> TASK GOAL:
Where a line contains the word "styles", copy that line in full.

> RECORDS FOR THE TASK:
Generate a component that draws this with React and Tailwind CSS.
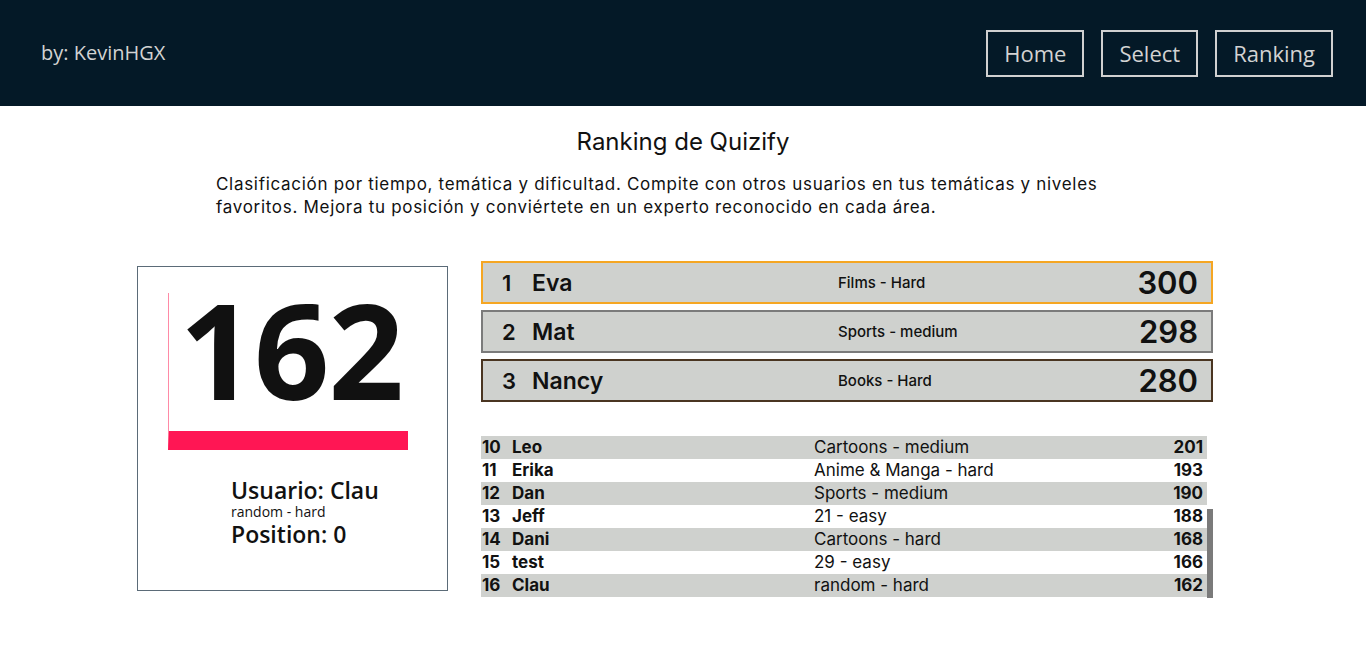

--

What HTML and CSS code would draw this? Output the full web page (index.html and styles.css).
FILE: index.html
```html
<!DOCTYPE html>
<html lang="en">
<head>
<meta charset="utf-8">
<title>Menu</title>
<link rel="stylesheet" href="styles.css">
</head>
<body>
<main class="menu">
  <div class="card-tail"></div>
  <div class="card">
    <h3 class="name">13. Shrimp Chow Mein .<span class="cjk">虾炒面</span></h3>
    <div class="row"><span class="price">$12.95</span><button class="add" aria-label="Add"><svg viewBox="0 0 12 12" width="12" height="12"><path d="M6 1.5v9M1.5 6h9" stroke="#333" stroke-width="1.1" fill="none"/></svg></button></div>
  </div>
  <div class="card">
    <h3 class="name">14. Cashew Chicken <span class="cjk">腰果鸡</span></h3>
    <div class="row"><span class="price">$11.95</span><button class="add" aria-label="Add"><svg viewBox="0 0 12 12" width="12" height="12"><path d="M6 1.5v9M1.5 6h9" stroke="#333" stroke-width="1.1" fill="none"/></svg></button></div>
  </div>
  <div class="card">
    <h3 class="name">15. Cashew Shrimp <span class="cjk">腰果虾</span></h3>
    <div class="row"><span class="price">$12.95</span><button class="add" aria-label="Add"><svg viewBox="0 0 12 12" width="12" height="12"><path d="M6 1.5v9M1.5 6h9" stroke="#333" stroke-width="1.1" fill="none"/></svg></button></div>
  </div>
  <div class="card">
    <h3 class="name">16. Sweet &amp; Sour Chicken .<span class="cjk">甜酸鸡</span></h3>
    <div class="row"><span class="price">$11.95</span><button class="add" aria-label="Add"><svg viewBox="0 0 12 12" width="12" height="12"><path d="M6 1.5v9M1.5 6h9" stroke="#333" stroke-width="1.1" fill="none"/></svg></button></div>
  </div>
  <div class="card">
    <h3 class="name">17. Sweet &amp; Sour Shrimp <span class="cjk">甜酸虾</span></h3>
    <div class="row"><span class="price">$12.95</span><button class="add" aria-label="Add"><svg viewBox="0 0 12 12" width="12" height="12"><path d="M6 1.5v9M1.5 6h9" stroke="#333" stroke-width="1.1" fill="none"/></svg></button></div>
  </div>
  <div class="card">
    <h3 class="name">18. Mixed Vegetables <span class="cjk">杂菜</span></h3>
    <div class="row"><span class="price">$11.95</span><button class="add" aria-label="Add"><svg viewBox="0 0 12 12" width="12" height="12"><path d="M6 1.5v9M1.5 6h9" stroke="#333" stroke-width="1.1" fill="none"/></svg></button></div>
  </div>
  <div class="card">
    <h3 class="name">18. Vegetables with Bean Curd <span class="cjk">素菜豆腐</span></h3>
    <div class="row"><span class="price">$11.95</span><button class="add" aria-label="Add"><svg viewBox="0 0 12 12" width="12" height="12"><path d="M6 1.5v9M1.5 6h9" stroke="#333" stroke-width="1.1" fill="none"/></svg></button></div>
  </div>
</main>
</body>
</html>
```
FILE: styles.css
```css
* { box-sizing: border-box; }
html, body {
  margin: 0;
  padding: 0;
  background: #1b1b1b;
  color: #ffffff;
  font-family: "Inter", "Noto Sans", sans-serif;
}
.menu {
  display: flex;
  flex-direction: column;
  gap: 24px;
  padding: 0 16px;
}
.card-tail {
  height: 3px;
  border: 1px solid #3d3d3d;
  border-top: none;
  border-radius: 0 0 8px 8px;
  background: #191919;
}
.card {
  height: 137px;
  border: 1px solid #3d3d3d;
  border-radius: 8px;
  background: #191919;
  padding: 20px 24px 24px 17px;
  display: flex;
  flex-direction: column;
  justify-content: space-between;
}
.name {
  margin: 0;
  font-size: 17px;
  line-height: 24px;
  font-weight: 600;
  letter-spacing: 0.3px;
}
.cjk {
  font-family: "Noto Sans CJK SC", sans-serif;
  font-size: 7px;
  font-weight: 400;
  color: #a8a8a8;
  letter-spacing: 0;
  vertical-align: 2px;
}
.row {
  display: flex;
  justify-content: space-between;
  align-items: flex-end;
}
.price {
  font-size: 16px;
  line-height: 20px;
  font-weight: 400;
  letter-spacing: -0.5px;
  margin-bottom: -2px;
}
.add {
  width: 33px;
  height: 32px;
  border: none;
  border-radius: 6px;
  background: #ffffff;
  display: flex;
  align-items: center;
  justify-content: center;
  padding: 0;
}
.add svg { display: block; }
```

* * *

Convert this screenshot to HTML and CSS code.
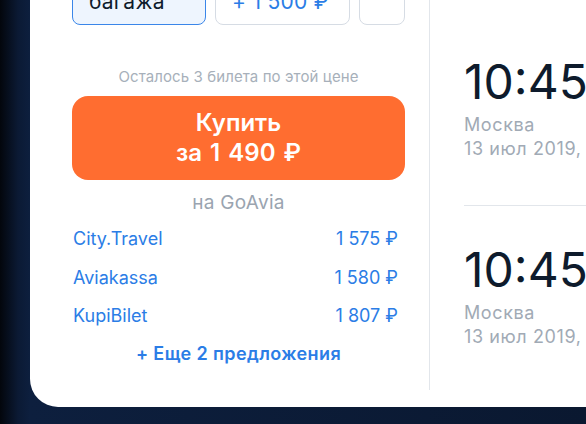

> EXERCISE RESULT:
What HTML and CSS code would draw this? Output the full web page (index.html and styles.css).
<link rel="stylesheet" href="styles.css">
FILE: styles.css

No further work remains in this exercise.